Riccardo Meggiato a LaPresse: "Possono essere attivati in aree che oscillano tra i 390 e i 450 chilometri quadrati"

Erano convinti che, sfruttando apparecchi meno evoluti tecnologicamente, sarebbero riusciti a sfuggire alle maglie dell’avanzatissima intelligence israeliana. Non è stato così, e quei cercapersone, proprio a causa della loro componentistica elementare, si sono trasformati in ordigni pronti a esplodere tra le loro mani. A spiegare a LaPresse i contorni dell’attentato subito dagli Hezbollah in Libano è Riccardo Meggiato, esperto di cybersicurezza e informatico forense. “Il cercapersone è un apparecchio dotato di una batteria a basso voltaggio e un software molto semplice il cui compito è solo quello di ricevere messaggi – racconta Meggiato – Questo mi porta a dire che quasi certamente non si è trattato di un cyberattacco. È dotato di un’antenna in grado di coprire aree che oscillano tra i 390 e i 450 chilometri quadrati e questo vuol dire che qualcuno, molto banalmente, mettendosi al confine di Israele, riesce tranquillamente a mandare questi messaggi su un’area molto vasta. Probabilmente i cercapersone avevano una piccola carica esplosiva al loro interno, collegata al software che in questo caso funziona involontariamente da detonatore”. Meggiato quindi propende convintamente per un attentato “tradizionale”, e non un attacco cyber.

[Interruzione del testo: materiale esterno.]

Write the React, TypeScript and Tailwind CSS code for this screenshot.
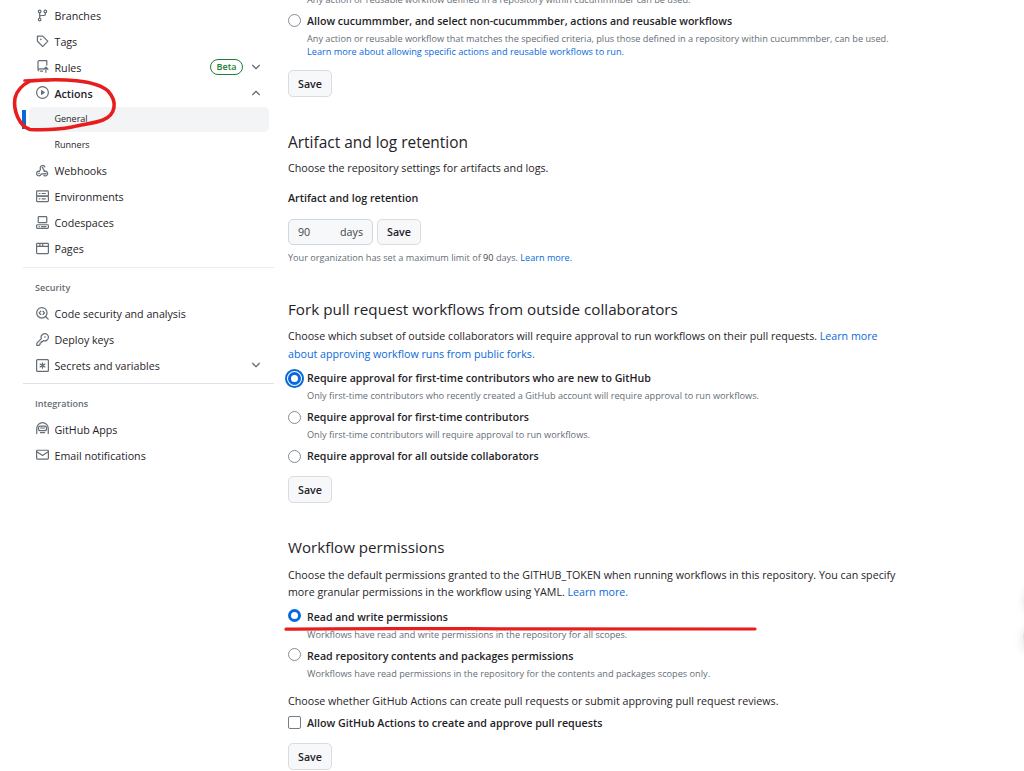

Meggiato: “Cercapersone forse sostituiti in magazzino”

Ma com’è stata possibile l’installazione della carica esplosiva all’interno di quei cercapersone? “Che Israele abbia delle grosse infiltrazioni in Hezbollah è una cosa strarisaputa – osserva – Israele doveva innanzitutto sapere che questi usavano dei cercapersone. Hezbollah, sapendo il livello di conoscenza tecnologica e informatica di Tel Aviv, avrà adottato una serie di espedienti per cercare di evitare come la peste l’utilizzo di strumenti informatici, e a loro sarà sembrato un buon escamotage il ricorrere a dei cercapersone. Qualcuno potrebbe essersi introdotto in un magazzino, e sostituire gli scatoloni dei cercapersone originali con apparecchi modificati con le cariche esplosive”. Dietro l’attacco è dunque possibile che ci sia stata una sola mano. “Nel momento in cui mandiamo un messaggio – prosegue Meggiato -, se tutti i cercapersone sono della stessa tipologia e sono tutti configurati sulla stessa frequenza, si attiva quello che in gergo si chiama ‘broadcast’. Con un unico messaggio arrivo a tutti i cercapersone che lavorano su quella frequenza e dunque saltano tutti in aria. Per certi versi siamo di fronte ad un attentato più simile a quello che può essere stata la strage di Capaci, con una radio bomba”. Ma da dove potrebbero provenire questi cercapersone? “Non se li è potuti produrre da sé Hezbollah – continua Meggiato – devono essere arrivati da qualche parte. È probabile che provenissero dalla Cina. Israele può avere intercettato i cercapersone in un magazzino intermedio, e una volta lì potrebbe aver proceduto allo scambio degli scatoloni”. Ma l’attacco da remoto a questi apparecchi, può costituire un pericolo per chiunque altro nel mondo? “Il fatto di non usare delle tecnologie antiquate rende più difficile un attentato – dice Meggiato – Però gli attacchi alla filiera di fornitura sono quelli che vanno per la maggiore sia da un punto di vista informatico, sia da un punto di vista analogico. Nel senso, prima ancora che arrivi la tecnologia in un determinato posto, questa può venire sabotata fisicamente con sostituzioni di memoria. Così, ad esempio, ancor prima che tu possa registrare per la prima volta le tue credenziali in un terminale, c’è già qualcun altro che si è nominato amministratore del tuo computer”.